ABD'nin, 1997'de yabancı terör örgütü olarak tanımladığı PKK'nın
şu andaki üç yöneticisini "ödül avcılığı" kapsamına alması geç ama
doğru bir karardır. Gelinen aşama, Türkiye liderliğinin de
başarısıdır. Lakin bu gelişme, "ihtiyat elden bırakılacak" demek de
değildir.
Ortadoğu coğrafyasında, İngiltere'nin "beyin", ABD'nin "beden"
olarak hareket ettiği iyi bilinir. Yani, Birleşik Krallık
"planlayıcı", Birleşik Devletler de çoğu kez "uygulayıcıdır!"

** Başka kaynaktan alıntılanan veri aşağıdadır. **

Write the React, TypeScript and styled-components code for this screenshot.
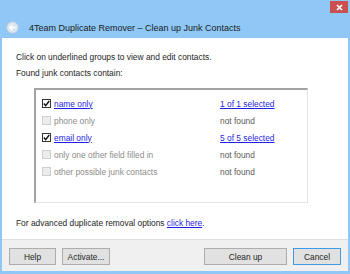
import { createGlobalStyle } from 'styled-components';
import styled from 'styled-components';

const Global = createGlobalStyle`
  html, body {
    margin: 0;
    padding: 0;
    background: #8fc8f7;
  }
  body {
    font-family: "Liberation Sans", Arial, sans-serif;
  }
`;

type Row = {
  label: string;
  checked: boolean;
  result: string;
  found: boolean;
};

const rows: Row[] = [
  { label: 'name only', checked: true, result: '1 of 1 selected', found: true },
  { label: 'phone only', checked: false, result: 'not found', found: false },
  { label: 'email only', checked: true, result: '5 of 5 selected', found: true },
  { label: 'only one other field filled in', checked: false, result: 'not found', found: false },
  { label: 'other possible junk contacts', checked: false, result: 'not found', found: false },
];

const App = () => {
  return (
    <>
      <Global />
      <SWindow>
        <STitleBar>
          <STopRow>
            <SClose>
              <svg width="7" height="7" viewBox="0 0 7 7">
                <path d="M1 1 L6 6 M6 1 L1 6" stroke="#fff" strokeWidth="1.6" />
              </svg>
            </SClose>
          </STopRow>
          <SCaption>
            <SBack>
              <svg width="13" height="13" viewBox="0 0 13 13">
                <circle cx="6.5" cy="6.5" r="5.8" fill="#d9e6f2" stroke="#b8c8d8" strokeWidth="0.8" />
                <path d="M9.5 6.5 H4 M6.3 4 L3.8 6.5 L6.3 9" fill="none" stroke="#ffffff" strokeWidth="1.4" />
              </svg>
            </SBack>
            <STitle>4Team Duplicate Remover – Clean up Junk Contacts</STitle>
          </SCaption>
        </STitleBar>

        <SContent>
          <SText>Click on underlined groups to view and edit contacts.</SText>
          <SText>Found junk contacts contain:</SText>
          <SBox>
            {rows.map((r) => (
              <SRow key={r.label}>
                <SLeft>
                  <SCheck $on={r.checked}>
                    {r.checked && (
                      <svg width="7" height="7" viewBox="0 0 7 7">
                        <path d="M0.8 3.6 L2.7 5.6 L6.2 1" fill="none" stroke="#111" strokeWidth="1.4" />
                      </svg>
                    )}
                  </SCheck>
                  <SLabel $on={r.checked}>{r.label}</SLabel>
                </SLeft>
                <SResult $link={r.found}>{r.result}</SResult>
              </SRow>
            ))}
          </SBox>
          <SFootText>
            For advanced duplicate removal options <SLink>click here</SLink>.
          </SFootText>
        </SContent>

        <SFooter>
          <SButton $w={47}>Help</SButton>
          <SButton $w={48}>Activate...</SButton>
          <SSpacer />
          <SButton $w={83}>Clean up</SButton>
          <SButton $w={48} $focus>Cancel</SButton>
        </SFooter>
      </SWindow>
    </>
  );
};

export default App;

const SWindow = styled.div`
  width: 350px;
  height: 274px;
  box-sizing: border-box;
  padding: 0 2px 3px 2px;
  display: flex;
  flex-direction: column;
  background: #8fc8f7;
  overflow: hidden;
`;

const STitleBar = styled.div`
  height: 38px;
  display: flex;
  flex-direction: column;
`;

const STopRow = styled.div`
  display: flex;
  justify-content: flex-end;
  padding: 1px 0 0 0;
  height: 13px;
`;

const SClose = styled.div`
  width: 18px;
  height: 12px;
  background: #c9504f;
  display: flex;
  align-items: center;
  justify-content: center;
`;

const SCaption = styled.div`
  display: flex;
  align-items: center;
  gap: 10px;
  padding: 7px 0 0 4px;
`;

const SBack = styled.div`
  width: 13px;
  height: 13px;
  display: flex;
`;

const STitle = styled.div`
  font-size: 9px;
  color: #1a1a1a;
`;

const SContent = styled.div`
  flex: 1;
  background: #ffffff;
  padding: 13px 0 0 14px;
  display: flex;
  flex-direction: column;
`;

const SText = styled.div`
  font-size: 8.4px;
  color: #1e1e1e;
  line-height: 12px;
  margin-bottom: 4px;
`;

const SBox = styled.div`
  margin: 5px 0 0 18px;
  width: 274px;
  height: 115px;
  box-sizing: border-box;
  border-top: 2px solid #a3a3a3;
  border-left: 2px solid #a3a3a3;
  border-right: 1px solid #e3e3e3;
  border-bottom: 1px solid #e3e3e3;
  padding: 5px 0 0 6px;
  display: flex;
  flex-direction: column;
`;

const SRow = styled.div`
  display: grid;
  grid-template-columns: 178px 1fr;
  align-items: center;
  height: 17px;
`;

const SLeft = styled.div`
  display: flex;
  align-items: center;
  gap: 3px;
`;

const SCheck = styled.div<{ $on: boolean }>`
  width: 9px;
  height: 9px;
  box-sizing: border-box;
  border: 1px solid ${(p) => (p.$on ? '#333' : '#cfcfcf')};
  background: ${(p) => (p.$on ? '#fff' : '#ececec')};
  display: flex;
  align-items: center;
  justify-content: center;
`;

const SLabel = styled.span<{ $on: boolean }>`
  font-size: 8.4px;
  color: ${(p) => (p.$on ? '#1f1fe6' : '#8c8c8c')};
  text-decoration: ${(p) => (p.$on ? 'underline' : 'none')};
`;

const SResult = styled.span<{ $link: boolean }>`
  font-size: 8.4px;
  color: ${(p) => (p.$link ? '#1f1fe6' : '#5a5a5a')};
  text-decoration: ${(p) => (p.$link ? 'underline' : 'none')};
`;

const SFootText = styled.div`
  font-size: 8.4px;
  line-height: 12px;
  color: #1e1e1e;
  margin-top: 14px;
`;

const SLink = styled.span`
  color: #1f1fe6;
  text-decoration: underline;
`;

const SFooter = styled.div`
  height: 32px;
  box-sizing: border-box;
  background: #f0f0f0;
  border-top: 1px solid #dfdfdf;
  display: flex;
  align-items: flex-start;
  gap: 6px;
  padding: 8px 7px 0 7px;
`;

const SSpacer = styled.div`
  flex: 1;
`;

const SButton = styled.button<{ $w: number; $focus?: boolean }>`
  width: ${(p) => p.$w}px;
  height: 17px;
  box-sizing: border-box;
  padding: 0;
  font-family: inherit;
  font-size: 8.4px;
  color: #1e1e1e;
  background: #e1e1e1;
  border: 1px solid ${(p) => (p.$focus ? '#3c9ae6' : '#adadad')};
`;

Nitekim yakın zamanda röportaj yaptığım iki İngiliz yetkiliden biri
Ortadoğu'dan sorumlu bakan, diğeri Ankara büyükelçisi idi. Açıkça
şöyle dediler:
"PKK ile YPG arasında ideoloji ve kadro bağlamında ortak noktalar
var. Bu nedenle YPG'ye, PKK'dan ayrışmasını telkin ediyoruz!"
Bununla da kalmadılar ve eklediler: "DEAŞ'la mücadelede, kendi
kuvvetlerimizi sahaya sürmek yerine yerel kuvvetlerin kullanımını
en iyi seçenek olarak değerlendirdik. YPG ve PKK arasında yakın bir
bağ söz konusu. Ama DEAŞ'la mücadele bitene kadar aramızdaki
araçsal ilişki sürecek. Türkiye de bu durumdan hoşlanmamaya devam
edecek!"
"PKK'yı ortak düşman kabul ediyor, ülkenizde tehdit olmaktan çıkmasını amaçlıyoruz. Sınır güvenliğiniz için de garantiler veririz. Lakin siz de Kuzey Irak'ta olduğu gibi Kuzey Suriye'de de bir Kürt oluşumuna razı olun."
Özet... Yılbaşında başlayacak olan Suriye anayasa süreci, yeni Ortadoğu'nun da yeni dünya düzeninin de kilidi olmaya aday. Bu kilidi açacak tek anahtar da Türkiye'de. Sahadaki ağırlığını masada koruması için Türkiye'nin, 31 Mart 2019 seçimlerini başarıyla geçmesi ise hayati önemde!